There is a bit of a grey area with Google’s own apps. “Meet on Glass” may still work after support is pulled, but if it develops bugs or simply ceases to work, Google won’t be doing anything to fix it.

Several versions of Glass have existed, but none have been a commercial success. The Google Glass Enterprise Edition 2 was made available for direct sale around two years ago, and it’s the last version of Google Glass on the market. Priced at $1,000, the high-tech eyewear was designed to allow employees to keep their hands free while viewing information. While the price was certainly prohibitive in the Enterprise Edition 2’s case, other editions flopped due to things like a lack of perceived usefulness or privacy concerns.

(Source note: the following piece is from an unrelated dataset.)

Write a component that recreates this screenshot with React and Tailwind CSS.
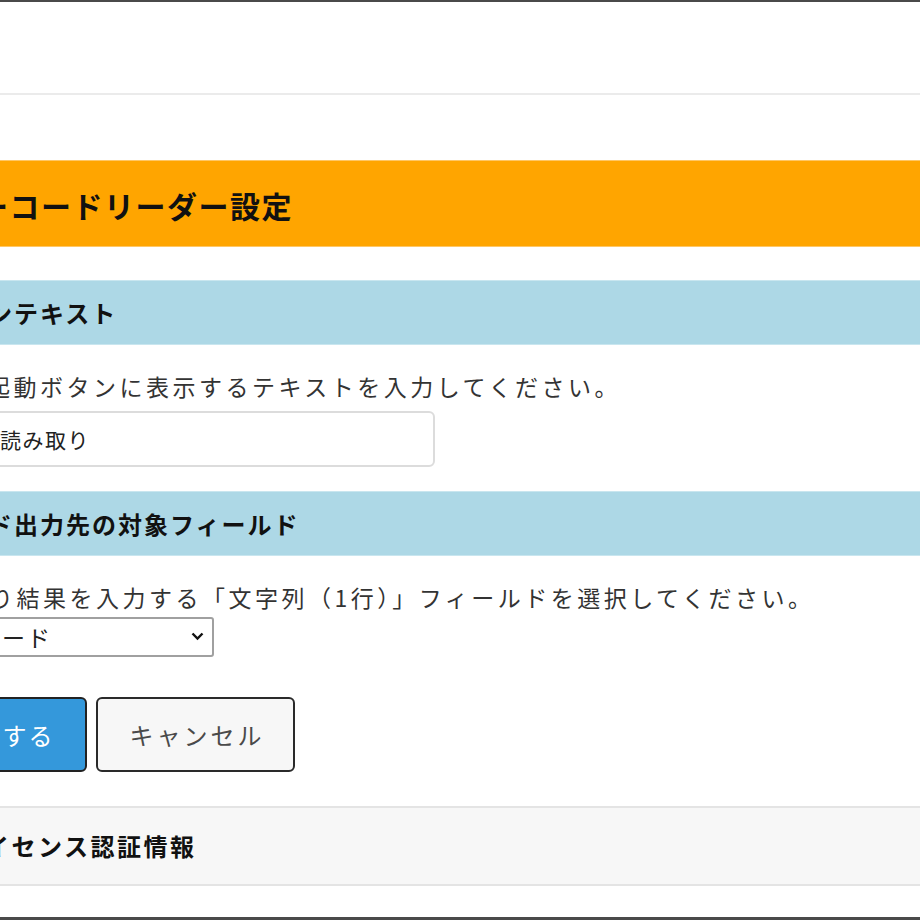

It may not actually be the end

While the last iteration of Google Glass may not be on the market, a similar product may be somewhere in the pipeline. Google has long expressed an interest in AR headsets and recently announced a partnership with both Samsung and Qualcomm. While that partnership is likely going to result in a Samsung XR headset hitting the market, Google will be free to develop its own.

There are already rumors that Google has spent serious money on AR research and is planning on producing a new generation of smart glasses. Even if its short-term plans only involve producing the software base for Samsung’s next AR headset, the California-based company is unlikely to be happy simply sticking to that. It likes to have its own products out there. Plenty of phones use Android, but Google still felt the need to produce the Pixel. It’s possible that the company will feel the same way about AR glasses. Google also hates being left behind, as the fiasco around Bard’s unveiling showed us. With Apple apparently close to going public with its attempt at an XR headset, you can expect Google to be reasonably close behind.